Difficult to know whether to laugh or weep at the latest action of our latest Home Secretary.
Convicted criminals who are "plainly guilty" are
being freed by the Court of Appeal because of trial irregularities, the
Government says in a consultation document published today on possible
changes in the law on appeal cases.
John Reid,
the Home Secretary, says the quashing of convictions because of
technicalities or loopholes is damaging to public confidence in the
criminal justice system and may also put the public at further risk of
crime.
…
The paper states: "Under the current law, a convicted person can have
his or her conviction quashed even where the Court of Appeal have
formed the view that he or she was indeed guilty of the offence.
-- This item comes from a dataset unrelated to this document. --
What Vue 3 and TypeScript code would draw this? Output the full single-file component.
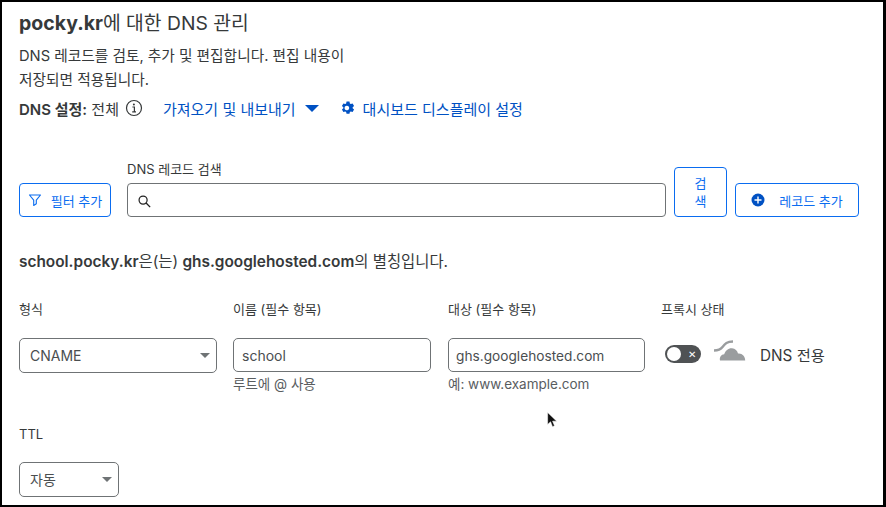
<template>
  <div class="frame">
    <h2 class="title"><b>pocky.kr</b>에 대한 DNS 관리</h2>
    <p class="desc">DNS 레코드를 검토, 추가 및 편집합니다. 편집 내용이<br />저장되면 적용됩니다.</p>

    <div class="settings">
      <span class="mode"><b>DNS 설정:</b> 전체</span>
      <svg class="info" width="18" height="18" viewBox="0 0 18 18">
        <circle cx="9" cy="9" r="7.5" fill="none" stroke="#36393a" stroke-width="1.2" />
        <path d="M7.4 8h2v4.6M7.2 12.8h3.8" fill="none" stroke="#36393a" stroke-width="1.2" />
        <circle cx="8.9" cy="5.4" r="1" fill="#36393a" />
      </svg>
      <a class="link import">가져오기 및 내보내기</a>
      <svg class="caret" width="14" height="7" viewBox="0 0 14 7"><path d="M0 0h14L7 7z" fill="#0051c3" /></svg>
      <svg class="gear" width="14" height="14" viewBox="0 0 24 24">
        <path
          fill="#0051c3"
          fill-rule="evenodd"
          d="M9.500 1h5l.7 3.200 1.600.9 3.100-1 2.500 4.300-2.400 2.200v1.800l2.400 2.200-2.500 4.300-3.100-1-1.600.9-.7 3.200h-5l-.7-3.200-1.600-.9-3.100 1-2.500-4.300 2.400-2.200v-1.800L1.600 8.400l2.500-4.300 3.100 1 1.600-.9zM12 8.500a4 4 0 1 0 0 7 4 4 0 0 0 0-7z"
        />
      </svg>
      <a class="link">대시보드 디스플레이 설정</a>
    </div>

    <div class="search-row">
      <button class="btn filter">
        <svg width="14" height="14" viewBox="0 0 14 14">
          <path d="M1.500 2h11L8.300 7.200v3.600L5.700 12.500V7.200z" fill="none" stroke="#0a6cf0" stroke-width="1.100" stroke-linejoin="round" />
        </svg>
        필터 추가
      </button>
      <div class="search-field">
        <label class="small-label">DNS 레코드 검색</label>
        <div class="search-input">
          <svg width="15" height="15" viewBox="0 0 16 16">
            <circle cx="6.500" cy="6.500" r="4.300" fill="none" stroke="#222" stroke-width="1.300" />
            <path d="M9.700 9.700l4.300 4.300" stroke="#222" stroke-width="1.500" />
          </svg>
        </div>
      </div>
      <button class="btn search">검색</button>
      <button class="btn add">
        <svg width="14" height="14" viewBox="0 0 14 14">
          <circle cx="7" cy="7" r="6.500" fill="#0051c3" />
          <path d="M7 3.500v7M3.500 7h7" stroke="#fff" stroke-width="1.400" />
        </svg>
        레코드 추가
      </button>
    </div>

    <p class="alias"><b>school.pocky.kr</b>은(는) <b>ghs.googlehosted.com</b>의 별칭입니다.</p>

    <div class="record-form">
      <div class="col type">
        <label class="small-label">형식</label>
        <div class="control select"><span>CNAME</span><i class="arrow"></i></div>
      </div>
      <div class="col name">
        <label class="small-label">이름 (필수 항목)</label>
        <div class="control">school</div>
        <div class="hint">루트에 @ 사용</div>
      </div>
      <div class="col target">
        <label class="small-label">대상 (필수 항목)</label>
        <div class="control target-input">ghs.googlehosted.com</div>
        <div class="hint">예: www.example.com</div>
      </div>
      <div class="col proxy">
        <label class="small-label">프록시 상태</label>
        <div class="proxy-state">
          <span class="toggle"><span class="knob"></span><span class="x">✕</span></span>
          <svg width="32" height="21" viewBox="0 0 32 21">
            <path d="M6 20.500c-.8-3.200 1.200-6 4.200-6.200C11.500 10.500 14.500 8 18 8.300c3.200.3 5.400 2.500 6 5.200 3.800-.6 7.200 2.600 7.200 7z" fill="#9a9d9f" />
            <path d="M0 10.500c4.500 0 6.500-.8 8.500-3.500 2.500-3.500 4.500-5.500 10.500-5.500" fill="none" stroke="#9a9d9f" stroke-width="2.400" />
          </svg>
          <span class="proxy-text">DNS 전용</span>
        </div>
      </div>
    </div>

    <div class="ttl">
      <label class="small-label">TTL</label>
      <div class="control select ttl-select"><span>자동</span><i class="arrow"></i></div>
    </div>

    <svg class="cursor" width="11" height="16" viewBox="0 0 12 18">
      <path d="M0.500 0.500v13.500l3.300-3 2.200 5.500 2.300-1-2.200-5.200h4.600z" fill="#111" stroke="#fff" stroke-width="0.600" />
    </svg>
  </div>
</template>

<script setup lang="ts">
</script>

<style>
html,
body {
  margin: 0;
  background: #fff;
}
</style>

<style scoped>
.frame {
  position: relative;
  box-sizing: border-box;
  width: 886px;
  height: 507px;
  overflow: hidden;
  border: solid #000;
  border-width: 2px 3px 2px 2px;
  padding: 9px 0 0 17px;
  background: #fff;
  color: #36393a;
  font-family: Inter, "Noto Sans CJK KR", sans-serif;
  font-size: 14px;
}

b {
  font-weight: 600;
}

.title {
  margin: 0;
  font-size: 19.3px;
  line-height: 24px;
  font-weight: 400;
}

.title b {
  font-size: 19.5px;
  font-weight: 700;
}

.desc {
  margin: 9px 0 0;
  font-size: 14.7px;
  line-height: 24px;
}

.settings {
  display: flex;
  align-items: center;
  height: 24px;
  margin-top: 4px;
  font-size: 15px;
}

.info {
  margin-left: 6px;
}

.link {
  color: #0051c3;
}

.import {
  margin-left: 20px;
}

.caret {
  margin-left: 9px;
}

.gear {
  margin-left: 22px;
  margin-right: 8px;
}

.search-row {
  display: flex;
  align-items: flex-end;
  margin-top: 41px;
}

.btn {
  box-sizing: border-box;
  height: 34px;
  border: 1px solid #0a6cf0;
  border-radius: 4px;
  background: #fff;
  color: #0a6cf0;
  font-family: inherit;
  font-size: 13px;
  padding: 0;
  display: flex;
  align-items: center;
  justify-content: center;
}

.filter {
  width: 92px;
  gap: 9px;
}

.search-field {
  width: 539px;
  margin-left: 16px;
}

.small-label {
  display: block;
  font-size: 13px;
  line-height: 16px;
}

.search-input {
  box-sizing: border-box;
  height: 34px;
  margin-top: 6px;
  border: 1px solid #6f7375;
  border-radius: 4px;
  padding: 10px 0 0 9px;
}

.search {
  width: 53px;
  height: 50px;
  margin-left: 8px;
  padding: 0 18px;
  line-height: 18px;
  text-align: center;
}

.add {
  width: 124px;
  margin-left: 8px;
  gap: 14px;
}

.alias {
  margin: 34px 0 0;
  font-size: 15.4px;
  line-height: 22px;
}

.record-form {
  display: flex;
  margin-top: 26px;
}

.col {
  width: 198px;
  margin-right: 16px;
}

.target {
  width: 197px;
  margin-left: 1px;
}

.proxy {
  width: auto;
  margin: 0;
}

.col > .small-label {
  height: 20px;
  line-height: 20px;
  margin-bottom: 19px;
}

.control {
  box-sizing: border-box;
  height: 34px;
  border: 1px solid #6f7375;
  border-radius: 5px;
  padding: 0 8px;
  line-height: 34px;
  font-size: 14px;
  color: #4a4e50;
}

.target-input {
  padding-left: 7px;
  font-size: 13.7px;
}

.select {
  display: flex;
  align-items: center;
  justify-content: space-between;
  padding: 0 6px 0 10px;
  height: 35px;
}

.arrow {
  width: 0;
  height: 0;
  border-left: 5px solid transparent;
  border-right: 5px solid transparent;
  border-top: 5px solid #6f7375;
}

.hint {
  margin-top: 3px;
  font-size: 13.5px;
  line-height: 18px;
  color: #595d5f;
}

.proxy-state {
  display: flex;
  align-items: center;
  height: 32px;
  margin-left: 4px;
}

.toggle {
  position: relative;
  display: block;
  width: 36px;
  height: 18px;
  border-radius: 9px;
  background: #4f5254;
}

.knob {
  position: absolute;
  left: 2px;
  top: 2px;
  width: 14px;
  height: 14px;
  border-radius: 50%;
  background: #fff;
}

.x {
  position: absolute;
  right: 5px;
  top: 0;
  font-size: 10px;
  line-height: 18px;
  color: #fff;
}

.proxy-state svg {
  margin-left: 13px;
  margin-top: -8px;
}

.proxy-text {
  margin-left: 14px;
  font-size: 15.3px;
}

.ttl {
  margin-top: 31px;
}

.ttl .small-label {
  font-size: 13px;
  line-height: 20px;
}

.ttl-select {
  width: 100px;
  margin-top: 18px;
}

.cursor {
  position: absolute;
  left: 545px;
  top: 410px;
}
</style>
The
conviction is overturned in such cases because the Court are
dissatisfied with some aspect of the trial or pre-trial process. The
Government wants to ensure that, where the Court of Appeal are of the
view that a conviction is, in the normal sense of the word, ‘safe’, it
should not be possible to quash it."
These "technicalities" that they wish to obliterate from the appeal process. They seem to have completely lost the plot. They are not there so that the guilty can get off, they are there so that the innocent do not get convicted. Things like access to a lawyer, appearance in court, being charged properly, having all the evidence available. Do away with the requirement that these are indeed to be considered and we move to a system of administrative justice: you’re guilty because we say so, not because we’ve proved it. You’re guilty because the Court of Appeal thinks you are, not because a jury, having heard all of the evidence, thinks you are.
No, bad law and John Reid should be fired for even suggesting it.